> _Exercise_: Without the pictures, extract every line from the start of the material to the line containing "const partialTime = '23:02:25'", both ends included.

> _Data lines_:
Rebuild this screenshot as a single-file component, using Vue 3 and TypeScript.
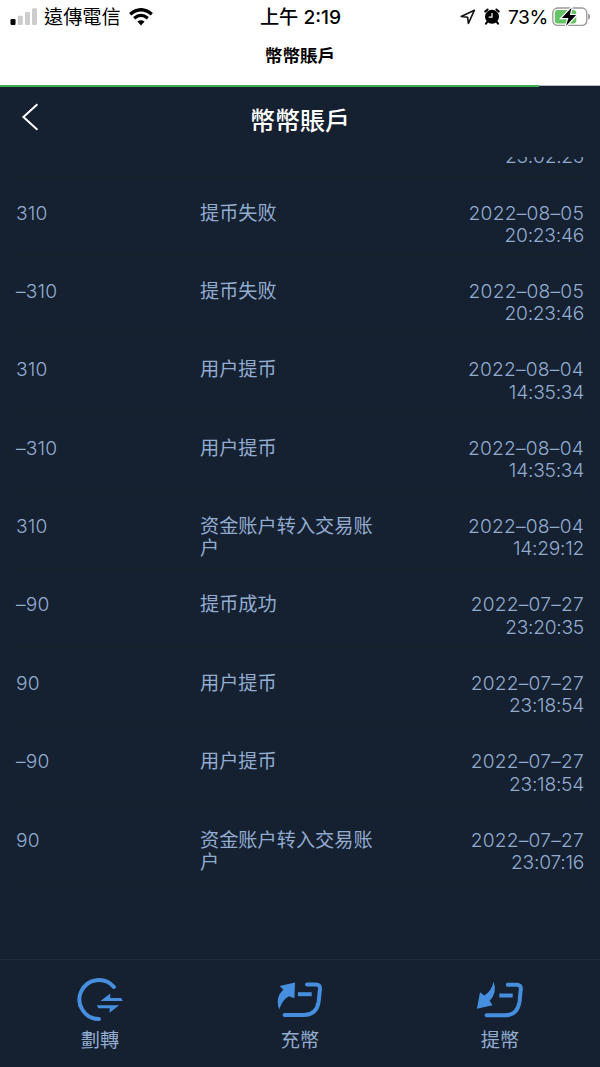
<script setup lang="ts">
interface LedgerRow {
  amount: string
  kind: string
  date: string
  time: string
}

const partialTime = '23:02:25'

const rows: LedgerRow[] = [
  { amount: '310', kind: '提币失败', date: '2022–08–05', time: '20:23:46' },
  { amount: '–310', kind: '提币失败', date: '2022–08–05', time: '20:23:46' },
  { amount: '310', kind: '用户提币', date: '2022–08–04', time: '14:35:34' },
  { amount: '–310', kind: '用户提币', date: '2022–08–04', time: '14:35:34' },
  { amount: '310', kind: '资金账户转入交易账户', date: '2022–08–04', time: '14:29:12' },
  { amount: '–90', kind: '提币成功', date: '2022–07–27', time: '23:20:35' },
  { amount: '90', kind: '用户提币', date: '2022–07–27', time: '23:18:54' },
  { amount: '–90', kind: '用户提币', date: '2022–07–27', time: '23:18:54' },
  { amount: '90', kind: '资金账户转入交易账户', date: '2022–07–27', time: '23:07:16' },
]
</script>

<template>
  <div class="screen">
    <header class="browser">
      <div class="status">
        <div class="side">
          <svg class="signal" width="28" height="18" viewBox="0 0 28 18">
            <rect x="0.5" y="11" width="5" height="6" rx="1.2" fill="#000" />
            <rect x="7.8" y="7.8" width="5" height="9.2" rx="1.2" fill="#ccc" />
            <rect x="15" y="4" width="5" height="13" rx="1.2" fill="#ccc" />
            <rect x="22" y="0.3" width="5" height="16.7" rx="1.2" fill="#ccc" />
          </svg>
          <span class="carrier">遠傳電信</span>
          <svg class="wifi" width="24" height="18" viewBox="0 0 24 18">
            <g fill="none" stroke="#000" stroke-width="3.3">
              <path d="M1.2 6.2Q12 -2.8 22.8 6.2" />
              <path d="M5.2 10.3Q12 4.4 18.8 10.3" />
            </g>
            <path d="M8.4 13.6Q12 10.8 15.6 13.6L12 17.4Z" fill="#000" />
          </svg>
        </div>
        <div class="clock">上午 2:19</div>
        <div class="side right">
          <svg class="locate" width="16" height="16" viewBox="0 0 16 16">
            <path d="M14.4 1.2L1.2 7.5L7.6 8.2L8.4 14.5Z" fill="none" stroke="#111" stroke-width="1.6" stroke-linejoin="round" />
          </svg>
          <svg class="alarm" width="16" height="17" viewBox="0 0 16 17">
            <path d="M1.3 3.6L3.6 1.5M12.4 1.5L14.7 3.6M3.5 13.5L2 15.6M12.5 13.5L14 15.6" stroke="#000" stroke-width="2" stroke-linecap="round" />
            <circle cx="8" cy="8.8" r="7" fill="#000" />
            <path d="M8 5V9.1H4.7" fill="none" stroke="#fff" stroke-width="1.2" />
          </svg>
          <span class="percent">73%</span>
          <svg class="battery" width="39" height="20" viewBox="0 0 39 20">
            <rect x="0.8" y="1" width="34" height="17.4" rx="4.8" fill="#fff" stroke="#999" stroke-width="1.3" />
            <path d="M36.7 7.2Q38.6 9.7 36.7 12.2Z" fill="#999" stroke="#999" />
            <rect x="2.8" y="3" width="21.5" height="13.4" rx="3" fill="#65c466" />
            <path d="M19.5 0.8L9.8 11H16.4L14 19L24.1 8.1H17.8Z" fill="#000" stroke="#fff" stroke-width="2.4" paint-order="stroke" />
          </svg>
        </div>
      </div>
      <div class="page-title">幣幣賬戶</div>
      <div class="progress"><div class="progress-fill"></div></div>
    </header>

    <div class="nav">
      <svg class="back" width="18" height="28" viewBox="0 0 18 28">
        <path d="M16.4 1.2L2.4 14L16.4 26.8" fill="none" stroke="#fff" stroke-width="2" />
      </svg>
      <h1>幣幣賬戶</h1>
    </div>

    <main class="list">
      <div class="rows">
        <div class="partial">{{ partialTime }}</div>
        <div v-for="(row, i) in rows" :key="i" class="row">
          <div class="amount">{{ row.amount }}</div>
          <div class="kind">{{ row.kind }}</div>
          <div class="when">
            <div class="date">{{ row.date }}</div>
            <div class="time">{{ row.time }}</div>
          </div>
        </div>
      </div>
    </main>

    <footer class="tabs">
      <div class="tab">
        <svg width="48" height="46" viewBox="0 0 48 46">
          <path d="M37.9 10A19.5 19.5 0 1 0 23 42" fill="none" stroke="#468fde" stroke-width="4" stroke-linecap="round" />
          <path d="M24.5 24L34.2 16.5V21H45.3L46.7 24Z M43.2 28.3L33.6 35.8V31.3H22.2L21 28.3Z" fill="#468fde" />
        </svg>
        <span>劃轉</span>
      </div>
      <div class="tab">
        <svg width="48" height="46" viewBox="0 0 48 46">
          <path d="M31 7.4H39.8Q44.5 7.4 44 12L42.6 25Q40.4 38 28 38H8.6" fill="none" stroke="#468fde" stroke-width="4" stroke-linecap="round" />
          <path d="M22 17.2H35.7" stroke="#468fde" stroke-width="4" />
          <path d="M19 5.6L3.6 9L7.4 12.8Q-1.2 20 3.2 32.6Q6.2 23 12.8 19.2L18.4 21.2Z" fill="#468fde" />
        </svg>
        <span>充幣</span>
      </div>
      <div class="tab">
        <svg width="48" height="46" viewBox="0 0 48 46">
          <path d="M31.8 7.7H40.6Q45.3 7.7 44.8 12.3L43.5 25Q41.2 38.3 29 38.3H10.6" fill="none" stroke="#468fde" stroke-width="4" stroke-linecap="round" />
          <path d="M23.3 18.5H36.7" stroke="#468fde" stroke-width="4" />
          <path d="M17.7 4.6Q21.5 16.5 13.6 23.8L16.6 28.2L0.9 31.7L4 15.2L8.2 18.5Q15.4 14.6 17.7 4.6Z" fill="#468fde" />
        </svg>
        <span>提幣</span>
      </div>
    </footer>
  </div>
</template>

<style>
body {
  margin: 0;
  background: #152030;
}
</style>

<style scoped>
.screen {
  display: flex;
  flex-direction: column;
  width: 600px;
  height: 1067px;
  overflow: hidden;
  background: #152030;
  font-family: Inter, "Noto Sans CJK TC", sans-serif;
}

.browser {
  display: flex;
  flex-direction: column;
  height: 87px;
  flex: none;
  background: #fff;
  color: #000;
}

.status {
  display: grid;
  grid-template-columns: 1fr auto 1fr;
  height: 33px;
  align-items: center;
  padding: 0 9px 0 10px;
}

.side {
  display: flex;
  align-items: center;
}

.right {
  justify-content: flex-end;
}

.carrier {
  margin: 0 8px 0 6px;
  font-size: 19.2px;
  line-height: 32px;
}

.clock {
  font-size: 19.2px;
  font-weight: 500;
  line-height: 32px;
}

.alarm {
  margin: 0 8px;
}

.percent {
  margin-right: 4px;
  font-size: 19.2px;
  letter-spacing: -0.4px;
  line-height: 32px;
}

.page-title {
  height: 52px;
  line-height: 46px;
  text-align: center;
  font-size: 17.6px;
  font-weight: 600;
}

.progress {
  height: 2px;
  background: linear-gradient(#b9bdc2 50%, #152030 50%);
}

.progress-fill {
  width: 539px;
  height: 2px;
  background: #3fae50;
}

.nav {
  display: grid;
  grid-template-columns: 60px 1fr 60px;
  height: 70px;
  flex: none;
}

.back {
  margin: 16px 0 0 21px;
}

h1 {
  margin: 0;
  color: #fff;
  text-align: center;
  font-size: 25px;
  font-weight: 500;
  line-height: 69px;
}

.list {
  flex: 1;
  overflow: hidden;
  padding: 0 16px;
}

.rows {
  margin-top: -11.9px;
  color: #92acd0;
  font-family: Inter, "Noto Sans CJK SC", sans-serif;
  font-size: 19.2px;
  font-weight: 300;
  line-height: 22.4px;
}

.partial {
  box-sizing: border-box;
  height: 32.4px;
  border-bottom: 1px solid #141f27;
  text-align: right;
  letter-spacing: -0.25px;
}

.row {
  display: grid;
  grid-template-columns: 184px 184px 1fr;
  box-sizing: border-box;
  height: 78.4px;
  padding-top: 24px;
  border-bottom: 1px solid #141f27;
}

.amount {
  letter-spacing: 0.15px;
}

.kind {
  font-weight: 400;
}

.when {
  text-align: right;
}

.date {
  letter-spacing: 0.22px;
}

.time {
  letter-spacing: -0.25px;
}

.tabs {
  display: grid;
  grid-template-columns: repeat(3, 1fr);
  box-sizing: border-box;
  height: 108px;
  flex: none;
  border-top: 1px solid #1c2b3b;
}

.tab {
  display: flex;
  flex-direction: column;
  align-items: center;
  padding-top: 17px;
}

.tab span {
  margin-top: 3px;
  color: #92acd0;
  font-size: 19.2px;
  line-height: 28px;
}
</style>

> _Result_:
Rebuild this screenshot as a single-file component, using Vue 3 and TypeScript.
<script setup lang="ts">
interface LedgerRow {
  amount: string
  kind: string
  date: string
  time: string
}

const partialTime = '23:02:25'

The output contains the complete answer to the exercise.